Billboards & OOH Advertising
Large-format QR codes on billboards, bus shelters, and transit ads let passersby act immediately. Keep the destination simple — a landing page with a single clear action, not your homepage.
QR Code Marketing Best Practices
Size and placement
The minimum printable size for a QR code is 2.5cm × 2.5cm at standard print distances. For outdoor signage or anything viewed from more than 2 metres away, scale up proportionally — about 1cm of QR code size per 1 metre of intended scan distance. See our full QR code size guide for print specifications.
Placement matters as much as size. Avoid placing codes in hard-to-reach spots, behind glass glare, or on curved surfaces. Eye level on flat surfaces consistently outperforms other placements.
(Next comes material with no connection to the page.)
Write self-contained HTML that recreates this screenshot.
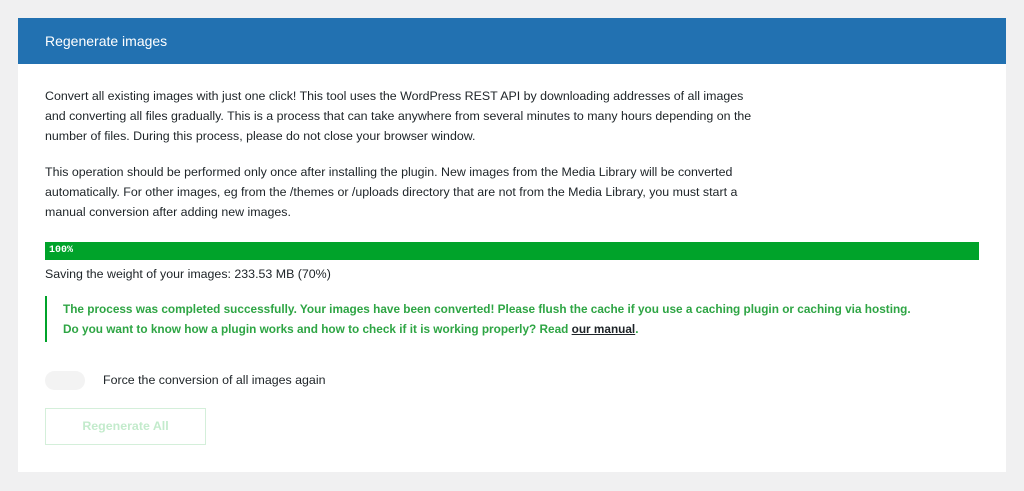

Always include a call-to-action
A bare QR code leaves people wondering what happens if they scan it. Always add a text prompt next to it: "Scan to see the menu", "Scan for 10% off", or "Scan to connect on LinkedIn". CTA text alone can increase scan rates by 30–50% in A/B tests.
Test before you print
Always scan your QR code with multiple devices before committing to a large print run. Test on both iOS and Android, in different lighting conditions, and at the intended viewing distance. A broken QR code on 10,000 flyers is an expensive mistake.
Use high error correction
For any printed marketing material, use Level H error correction — this allows the QR code to scan correctly even if up to 30% of its surface is damaged or obscured. If you're adding a logo to the centre of the code, H-level correction is essential. Learn more in our error correction guide.
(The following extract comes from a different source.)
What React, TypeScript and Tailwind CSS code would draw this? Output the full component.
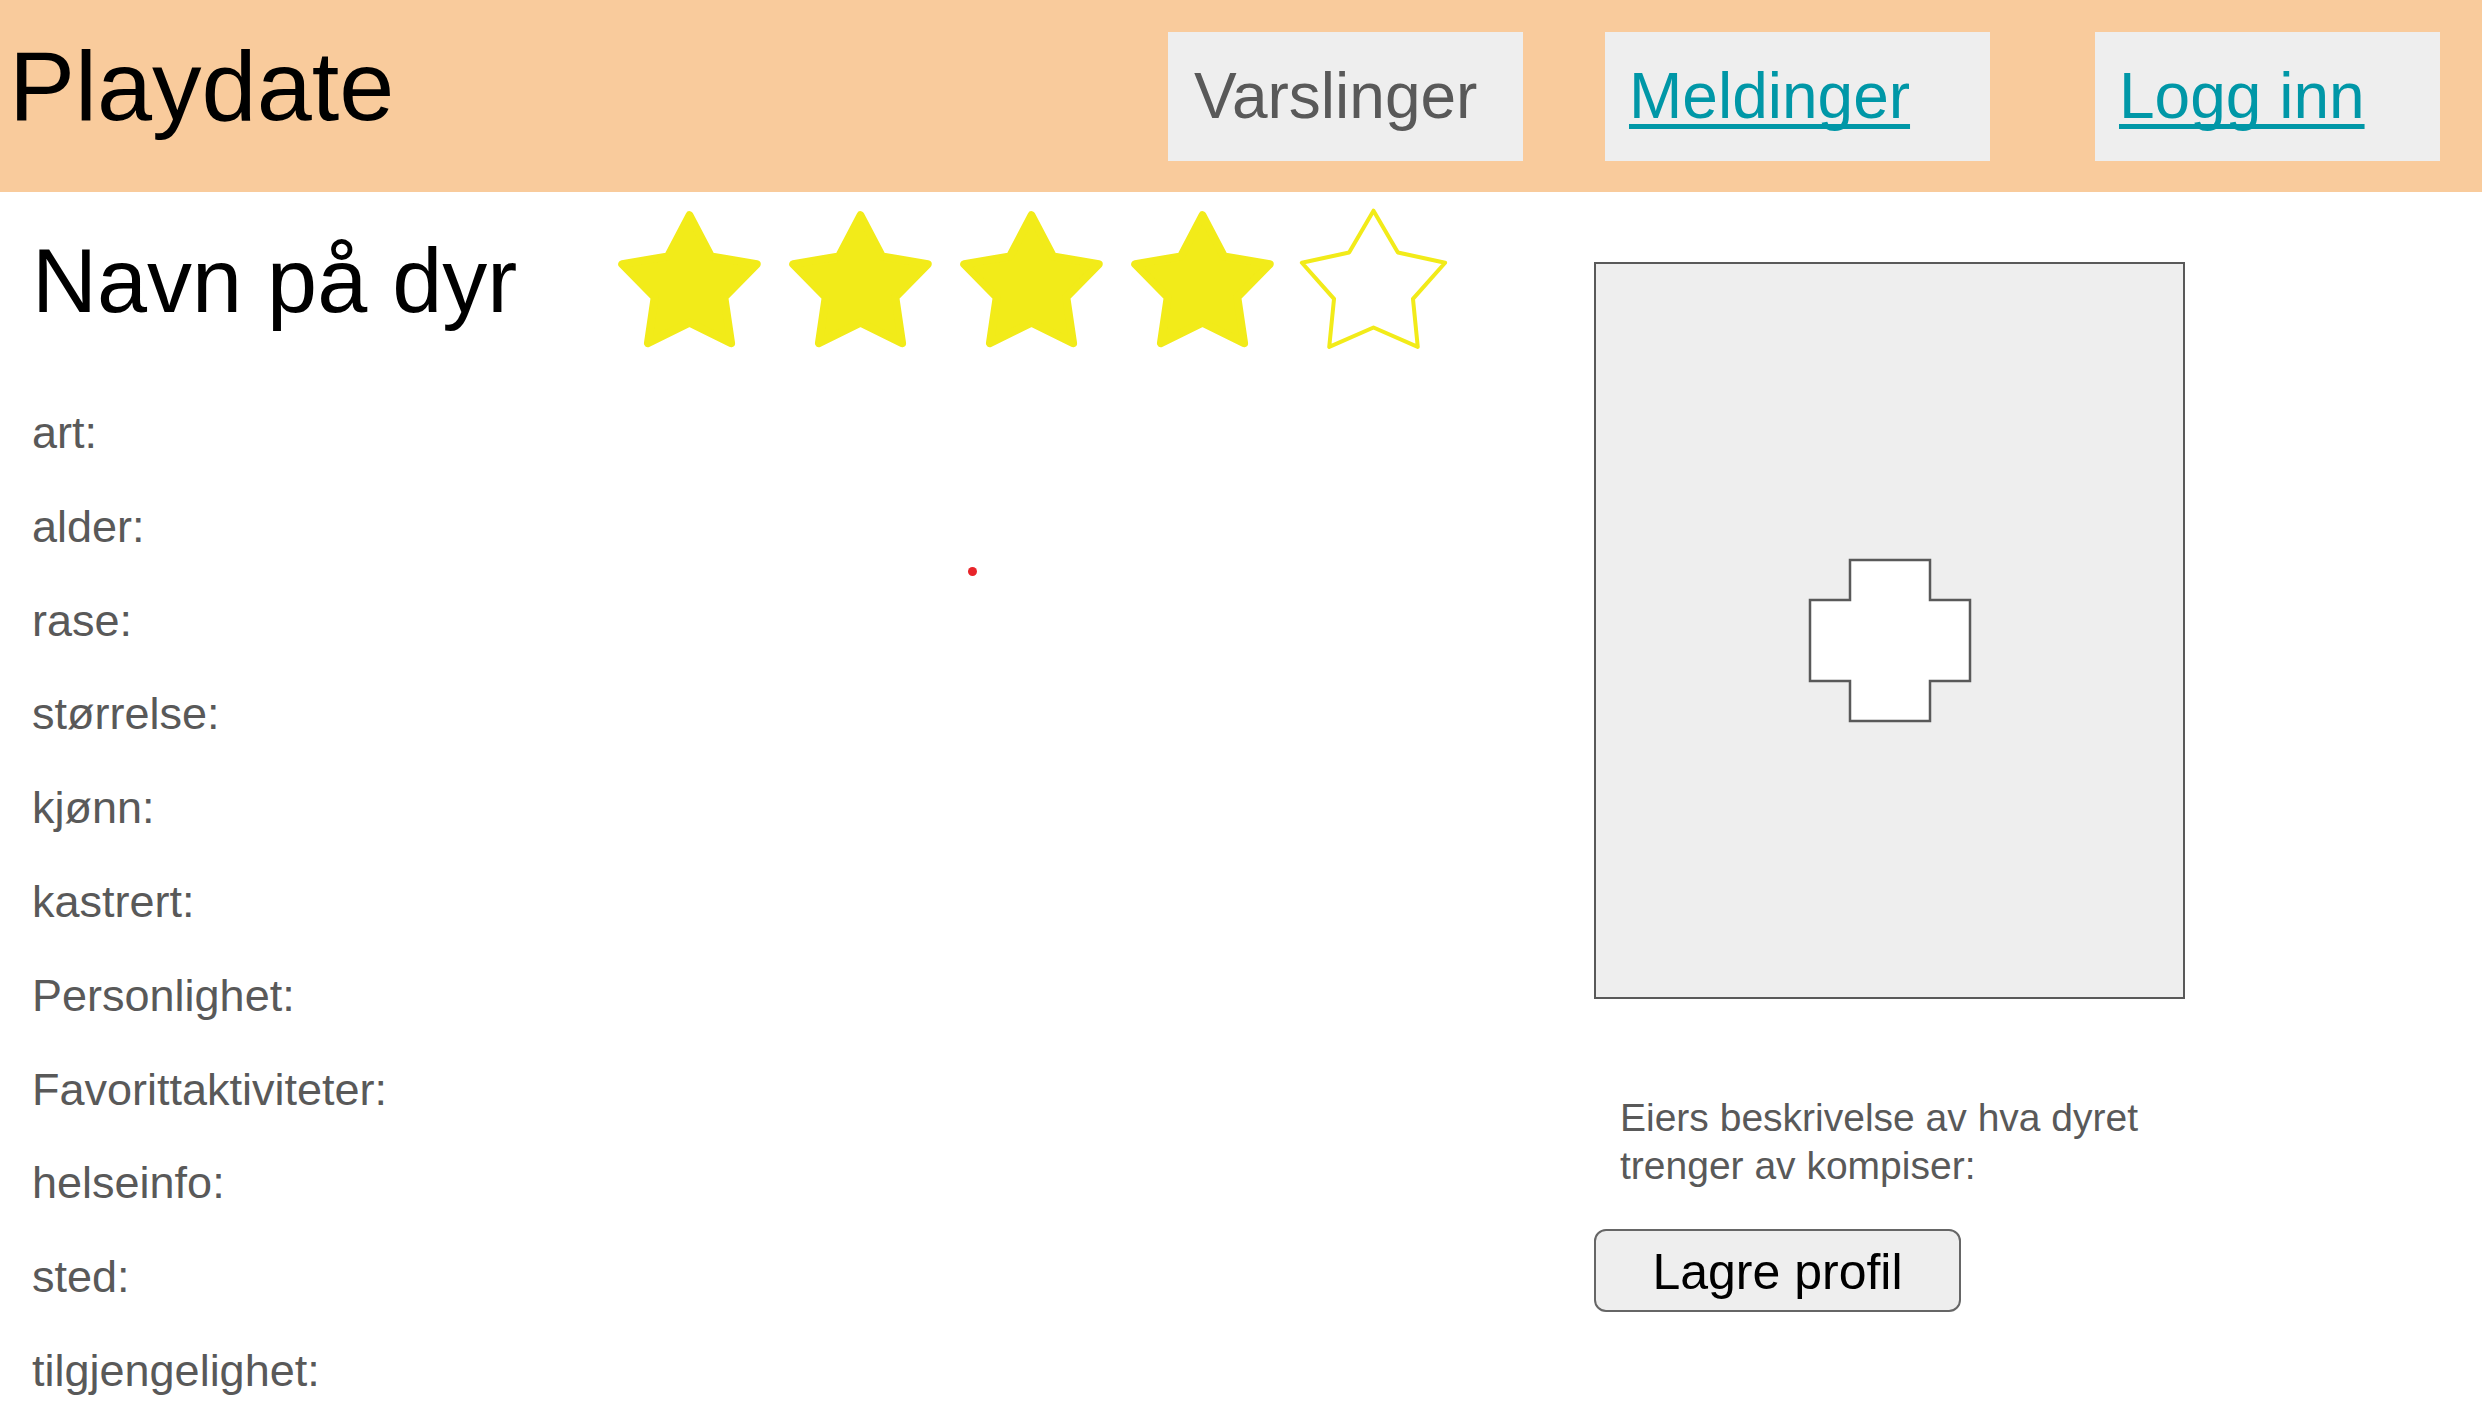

Common QR Code Marketing Mistakes to Avoid
- Linking to a non-mobile page. If the destination isn't mobile-optimised, you're wasting scans. Always test the destination on a phone first.
- No CTA text. Standalone QR codes without explanatory text get significantly fewer scans. Tell people what they'll get.
- Placing codes where there's no signal. Underground venues, basements, and dead zones are QR code graveyards. Test connectivity at the scan location.
- Low contrast printing. QR codes need high contrast to scan reliably. Dark module on light background (or vice versa) is non-negotiable. Avoid light grey on white.
- Printing too small. Anything under 2.5cm in a print context will frustrate users and frequently fail to scan. When in doubt, go bigger.
- Forgetting UTM tracking. If you're not adding UTM parameters to your QR code URLs, you have no way to measure campaign performance. Tag every code.
Run location-specific campaigns. Create separate QR codes for each physical location or marketing channel — same destination URL but different UTM parameters. You'll know exactly which branch, which flyer, or which city drove your results.
Measuring QR Code Marketing ROI
The simplest free approach: append UTM parameters to your URL (?utm_source=flyer&utm_medium=print&utm_campaign=summer2025), then generate your QR code from that tagged URL. Google Analytics captures every scan as a session with full attribution — no paid tools needed.
For more advanced tracking including scan count, geographic data, and device breakdown, consider pairing static QR codes with a URL shortener you control, or read our full guide on tracking QR code scans for free.
Create Your Marketing QR Codes
Generate free QR codes for every channel — no sign-up, no watermarks, download instantly as PNG or SVG.
Frequently Asked Questions
What is QR code marketing?
QR code marketing is the practice of embedding scannable QR codes into physical or digital materials — flyers, packaging, business cards, billboards — to drive users to an online destination such as a landing page, menu, discount, video, or contact card. It bridges print and digital in a single scan, giving marketers a measurable offline-to-online channel.
How do brands use QR codes in marketing?
Brands use QR codes across many channels: restaurant menus and table tents, retail product packaging, event check-in, business cards linking to vCards or LinkedIn, billboard and transit advertising, and post-purchase loyalty programs. According to Bitly's 2023 report, QR code scans grew 433% from 2021 to 2022, driven largely by this diversification of marketing applications.
Can I track who scans my marketing QR codes?
Yes. The most common free method is to append UTM parameters to your destination URL before generating the QR code, then track scans via Google Analytics 4. You will see scan count, geographic data, device type, and time of scan. For scan tracking without controlling the destination site, use a URL shortener with analytics (like Bitly) as an intermediary.
What is the best QR code size for a poster or billboard?
A general rule of thumb is 1cm of QR code size per 1 metre of intended scan distance. For a standard A2 poster scanned at arm's length (about 0.5m), 5cm × 5cm is a comfortable minimum. For a billboard scanned from a footpath (3–5 metres), the code should be at least 10–15cm. Always use high error correction (Level H) for outdoor printing.
What call-to-action text should I put next to a QR code?
Always include explanatory text beside or beneath your QR code telling people what will happen when they scan it. Effective examples: "Scan to see the menu", "Scan for 10% off your first order", "Scan to connect on LinkedIn", or "Scan to watch the video". A/B tests consistently show that adding CTA text increases scan rates by 30–50% compared to a bare code.
Are QR codes effective for restaurant marketing?
Yes — restaurants are one of the highest-performing verticals for QR code marketing. Digital menus via QR code reduce printing costs, allow real-time menu updates, and improve the guest experience. QR codes on receipts and table cards can also drive Google Reviews, social follows, and loyalty program sign-ups. According to eMarketer, 99.5 million US adults are projected to use QR codes by 2025, making consumer familiarity essentially universal.